Bolin then asked, “Would it be fair to conclude, that if a member of the board of trustees was reviewing your analysis, they would see whatever number you came up with and maybe assume that that was the net number to the college?” a question to which Roelfsema responded, “I prefer not to answer.”

At the time of Roelfsema’s deposition, IVCC had spent a little over $530,000 in legal fees to Zukowski according to data secured on July 24, 2014 through a Freedom of Information act requested by Marquis attorneys.

The argument, in the deposition, of Marquis Energy and Bolin was to show that IVCC has spent more money on legal fees than they could receive from abated taxes. Using the estimated $75,000 a year, the potential amount of money IVCC could receive is about $750,000 throughout the course of the Enterprise Zone. Therefore, after IVCC gave around half the taxes back, they would only receive $375,000, or in other words, less than their legal expenses, they concluded.

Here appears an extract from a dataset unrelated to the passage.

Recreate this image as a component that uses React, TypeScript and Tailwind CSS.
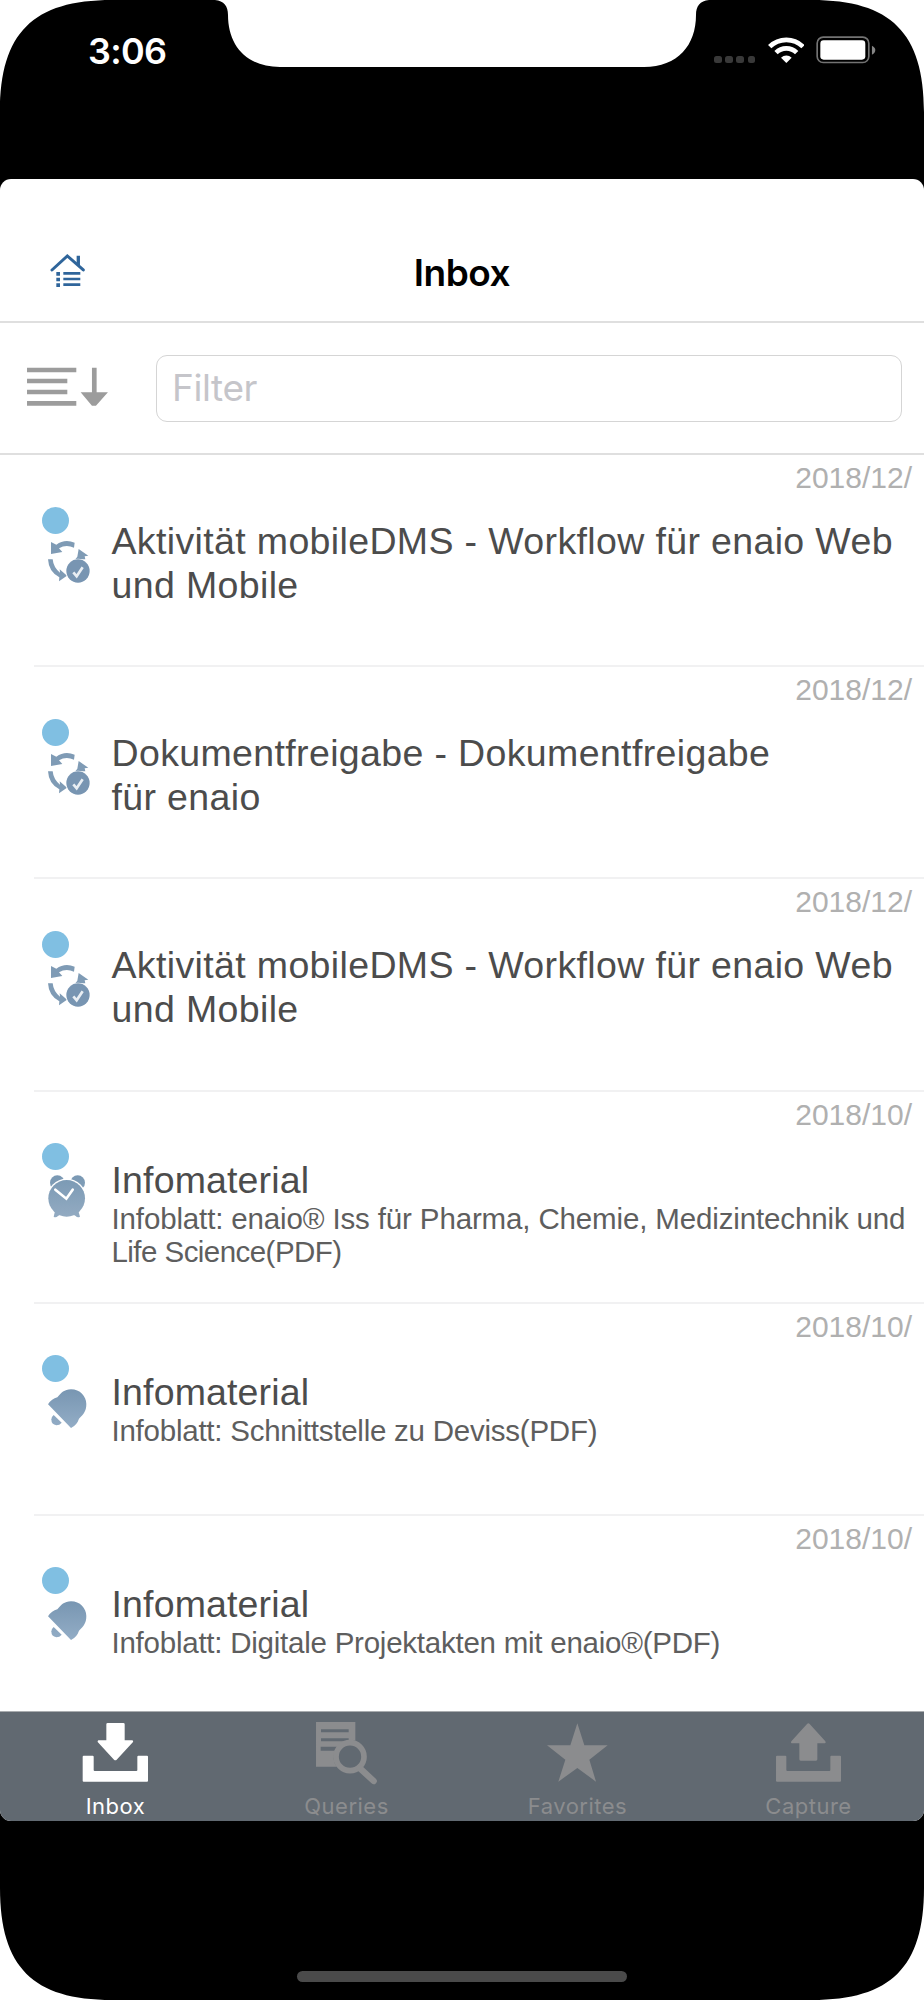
import type { ReactNode } from "react"

type RowIcon = "workflow" | "alarm" | "bell"

interface InboxItem {
  date: string
  icon: RowIcon
  title: ReactNode
  detail?: ReactNode
}

const items: InboxItem[] = [
  { date: "2018/12/", icon: "workflow", title: <>Aktivität mobileDMS - Workflow für enaio Web<br />und Mobile</> },
  { date: "2018/12/", icon: "workflow", title: <>Dokumentfreigabe - Dokumentfreigabe<br />für enaio</> },
  { date: "2018/12/", icon: "workflow", title: <>Aktivität mobileDMS - Workflow für enaio Web<br />und Mobile</> },
  {
    date: "2018/10/",
    icon: "alarm",
    title: "Infomaterial",
    detail: (
      <>
        <span className="tracking-[-0.14px]">Infoblatt: enaio® Iss für Pharma, Chemie, Medizintechnik und</span>
        <br />
        <span className="tracking-[-0.55px]">Life Science(PDF)</span>
      </>
    ),
  },
  { date: "2018/10/", icon: "bell", title: "Infomaterial", detail: "Infoblatt: Schnittstelle zu Deviss(PDF)" },
  { date: "2018/10/", icon: "bell", title: "Infomaterial", detail: "Infoblatt: Digitale Projektakten mit enaio®(PDF)" },
]

function WorkflowIcon() {
  return (
    <svg viewBox="84 180 126 130" className="mt-[6px] ml-[6px] h-[43.3px] w-[42px]" fill="#7f9bb5">
      <path d="M164 188 Q134 176 109 194 L93 186 V222 L127 216 L117 205 Q138 192 162 203Z" />
      <path d="M84 238 H98 Q100 262 120 278 L119 268 L141 287 L117 304 L118 292 Q86 276 84 238Z" />
      <path d="M176 207 L205 227 L194 229 L196 238 H166 L172 230Z" />
      <circle cx="174" cy="273" r="37" fill="#fff" />
      <circle cx="174" cy="273" r="35" fill="#7895b2" />
      <path d="M160 277 L170 289 L188 262" fill="none" stroke="#e9eef3" strokeWidth="8" />
    </svg>
  )
}

function AlarmIcon() {
  return (
    <svg viewBox="85 164 114 128" className="mt-[5px] ml-[6px] h-[42.7px] w-[38px]">
      <defs>
        <linearGradient id="alarm" x1="0" y1="164" x2="0" y2="292" gradientUnits="userSpaceOnUse">
          <stop stopColor="#7998b3" />
          <stop offset="1" stopColor="#93abc2" />
        </linearGradient>
      </defs>
      <g fill="url(#alarm)">
        <circle cx="113" cy="187" r="22" />
        <circle cx="174" cy="187" r="22" />
        <circle cx="141" cy="234" r="59" fill="#fff" />
        <circle cx="141" cy="234" r="55" />
        <path d="M107 268 L102 289 Q108 294 115 287 L128 279Z M175 268 L181 289 Q174 294 168 287 L154 279Z" />
      </g>
      <path d="M107 208 L140 235 L159 208" fill="none" stroke="#fff" strokeWidth="8" strokeLinecap="round" />
    </svg>
  )
}

function BellIcon() {
  return (
    <svg viewBox="84 176 116 118" className="mt-[6.5px] ml-[6px] h-[39.3px] w-[38.7px]">
      <defs>
        <linearGradient id="bell" x1="0" y1="176" x2="0" y2="294" gradientUnits="userSpaceOnUse">
          <stop stopColor="#7896b2" />
          <stop offset="1" stopColor="#93adc6" />
        </linearGradient>
      </defs>
      <g fill="url(#bell)">
        <path d="M84 222 Q95 205 112 201 C123 188 133 177 153 177 C180 177 199 198 199 221 C199 242 191 252 177 265 Q171 284 153 293Z" />
        <path d="M101 254 L125 277 Q119 285 109 285 Q94 283 94 267 Q94 259 101 254Z" />
      </g>
    </svg>
  )
}

const rowIcons = { workflow: WorkflowIcon, alarm: AlarmIcon, bell: BellIcon }

function StatusBar() {
  return (
    <div className="flex h-[178.5px] shrink-0 items-start pt-[25.5px] pl-[88px] text-white">
      <span className="w-[626px] text-[36px] leading-[50px] font-semibold tracking-[-0.7px]">3:06</span>
      <div className="mt-[30px] flex gap-[3.7px]">
        {[0, 1, 2, 3].map(i => (
          <span key={i} className="size-[7.5px] rounded-[2.5px] bg-[#393939]" />
        ))}
      </div>
      <svg viewBox="917 109 110 82" className="mt-[10.5px] ml-[12.5px] h-[27.3px] w-[36.7px]" fill="none" stroke="#fff" strokeWidth="14">
        <path d="M922 141 A71 71 0 0 1 1022 141" />
        <path d="M941 159 A44 44 0 0 1 1003 159" />
        <path d="M972 190 L956 174 A24 24 0 0 1 988 174Z" fill="#fff" stroke="none" />
      </svg>
      <svg viewBox="1064 109 178 84" className="mt-[10.5px] ml-[12px] h-[28px] w-[59.3px]">
        <rect x="1067.5" y="112.5" width="155" height="76" rx="18" fill="none" stroke="#737373" strokeWidth="5" />
        <rect x="1077" y="122" width="135" height="58" rx="10" fill="#fff" />
        <path d="M1232 138 Q1242 143 1242 151 Q1242 160 1232 165Z" fill="#858585" />
      </svg>
    </div>
  )
}

function Header() {
  return (
    <header className="grid h-[142px] shrink-0 grid-cols-[1fr_auto_1fr] items-start pt-[67px]">
      <svg viewBox="148 70 106 106" className="mt-[7.5px] ml-[49.5px] size-[35.3px]" fill="#2f659b">
        <path d="M154 121 L200 79 L248 121" fill="none" stroke="#2f659b" strokeWidth="9" strokeLinecap="round" />
        <path d="M228 78H238V110L228 103Z" />
        <path d="M167 127H178V138H167Z M167 144H178V155H167Z M167 161H178V172H167Z" />
        <path d="M188 127H239V135H188Z M188 144H239V152H188Z M188 161H239V169H188Z" />
      </svg>
      <h1 className="text-[37px] leading-[54px] font-semibold tracking-[-0.5px] text-black">Inbox</h1>
    </header>
  )
}

function FilterBar() {
  return (
    <div className="flex h-[134.5px] shrink-0 items-center border-y-2 border-[#dfdfdf] pr-[22px] pl-[26.7px]">
      <svg viewBox="80 412 244 118" className="-mt-[1.5px] h-[39.3px] w-[81.3px]" fill="#9c9c9c">
        <path d="M80 414H228V428H80Z M80 447H201V461H80Z M80 480H201V494H80Z M80 514H228V528H80Z" />
        <path d="M275 414H289V488H323L287 528H275L241 488H275Z" />
      </svg>
      <div className="mt-px ml-[48px] flex h-[67px] flex-1 items-center rounded-[11px] border border-[#d5d5d5] pb-[2px] pl-[15px] text-[37px] tracking-[-0.4px] text-[#c5c5ca]">
        Filter
      </div>
    </div>
  )
}

function InboxRow({ item }: { item: InboxItem }) {
  const Icon = rowIcons[item.icon]

  return (
    <li className="ml-[34px] flex h-[212.2px] shrink-0 flex-col border-b-2 border-[#f1f1f2]">
      <time className="pt-[5px] pr-[12px] text-right text-[30px] leading-[36px] text-[#b0b0b0]">{item.date}</time>
      <div className="flex">
        <div className="mt-[10.5px] w-[77.5px] pl-[8.3px]">
          <div className="size-[27px] rounded-full bg-[#80bfe2]" />
          <Icon />
        </div>
        <div className={item.detail ? "mt-[25px]" : "mt-[22.5px]"}>
          <p className={`text-[37.5px] leading-[44px] whitespace-nowrap text-[#4c4c4c] ${item.detail ? "tracking-[0.15px]" : "tracking-[0.36px]"}`}>
            {item.title}
          </p>
          {item.detail && (
            <p className="text-[29.5px] leading-[33.5px] tracking-[-0.24px] whitespace-nowrap text-[#5e5e5e]">{item.detail}</p>
          )}
        </div>
      </div>
    </li>
  )
}

const tabs = [
  {
    label: "Inbox",
    active: true,
    icon: (
      <>
        <path d="M324 100H371Q375 100 375 104V152H398Q402 154 400 157L351 210Q347 214 343 210L294 157Q293 154 296 152H320V104Q320 100 324 100Z" />
        <path d="M252 198H279Q282 198 282 201V241Q282 244 285 244H410Q413 244 413 241V201Q413 198 416 198H442Q445 198 445 201V273Q445 276 442 276H252Q249 276 249 273V201Q249 198 252 198Z" />
      </>
    ),
  },
  {
    label: "Queries",
    icon: (
      <g transform="translate(-694 0)">
        <path d="M950 97H1068V153Q1039 148 1022 171H964V183H1008Q996 209 1012 231H950Z" />
        <path d="M965 123H1048M965 150H1048" stroke="#616971" strokeWidth="9" />
        <circle cx="1052" cy="201" r="42" fill="#616971" stroke="currentColor" strokeWidth="17" />
        <path d="M1082 236L1123 274" stroke="currentColor" strokeWidth="19" strokeLinecap="round" />
      </g>
    ),
  },
  {
    label: "Favorites",
    icon: <path transform="translate(2 0)" d="M345 101L366 167H436L381 210L401 276L345 235L288 276L309 210L254 167H324Z" />,
  },
  {
    label: "Capture",
    icon: (
      <g transform="translate(-694 0)">
        <path d="M1037 103Q1041 99 1045 103L1092 155Q1095 159 1091 161H1068V209Q1068 213 1064 213H1018Q1014 213 1014 209V161H991Q987 159 990 155Z" />
        <path d="M947 198H972Q975 198 975 201V241Q975 244 978 244H1104Q1107 244 1107 241V201Q1107 198 1110 198H1136Q1139 198 1139 201V273Q1139 276 1136 276H947Q944 276 944 273V201Q944 198 947 198Z" />
      </g>
    ),
  },
]

function TabBar() {
  return (
    <nav className="grid h-[110px] shrink-0 grid-cols-4 border-t border-[#a9acaf] bg-[#616971]">
      {tabs.map(tab => (
        <div key={tab.label} className={`flex flex-col items-center pt-[9px] ${tab.active ? "text-white" : "text-[#8b8c8e]"}`}>
          <svg viewBox="247 94 200 192" className="h-[64px] w-[66.7px]" fill="currentColor">
            {tab.icon}
          </svg>
          <span className="mt-[7px] text-[22px] leading-[28px] tracking-[0.5px]">{tab.label}</span>
        </div>
      ))}
    </nav>
  )
}

// White cut-outs for the rounded display corners and the notch
function DeviceFrame() {
  const corner = "M0 112C0 33 33 0 112 0H0Z"

  return (
    <svg viewBox="0 0 924 2000" className="pointer-events-none absolute inset-0 h-full w-full" fill="#fff">
      <path d={corner} />
      <path d={corner} transform="translate(924 0) scale(-1 1)" />
      <path d={corner} transform="translate(0 2000) scale(1 -1)" />
      <path d={corner} transform="translate(924 2000) scale(-1 -1)" />
      <path d="M215 0C224 1 228 6 228 15C228 45 246 67 280 67H644C678 67 696 45 696 15C696 6 700 1 709 0Z" />
    </svg>
  )
}

export default function App() {
  return (
    <div className="relative flex h-[2000px] w-[924px] flex-col overflow-hidden bg-black font-['Inter',sans-serif]">
      <StatusBar />
      <main className="flex h-[1642.5px] shrink-0 flex-col overflow-hidden rounded-[11px] bg-white">
        <Header />
        <FilterBar />
        <ul className="flex min-h-0 flex-1 flex-col overflow-hidden font-['Liberation_Sans',sans-serif]">
          {items.map((item, i) => (
            <InboxRow key={i} item={item} />
          ))}
        </ul>
        <TabBar />
      </main>
      <div className="mx-auto mt-[150px] h-[11px] w-[330px] rounded-full bg-[#4a4a4a]" />
      <DeviceFrame />
    </div>
  )
}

The value IVCC would receive if the abatement was reversed is relative to the value of the assessments used each year. Pomykacz’s appraisal would have granted more tax money to IVCC than Putnam County’s or Marquis’ appraisals.

The case continued on until IVCC dropped the lawsuit on March 19, 2015. IVCC’s Board of Trustees voted to confirm dismissal of the suit on April 9, 2015, in a closed session that also produced a press release from the IVCC board.

On the close of the suit IVCC’s legal fees totaled up to around $680,000 while Putnam County’s ended around $200,000. Marquis Energy refused to disclose their expenses on the case.

Corcoran was asked several questions regarding this case including if the board fully understood the amount of money that could be gained from this suit, if the reprimand of Pomykacz’s assessment influenced the college’s decision to drop the suit, and if the money used in this case was used in the best interest in improving education.

Corcoran said he and the board decided to stick with the April 9 press release: “We take pride in being a principled institution but at the same time, from a practical standpoint, we can no longer justify this continued expense.”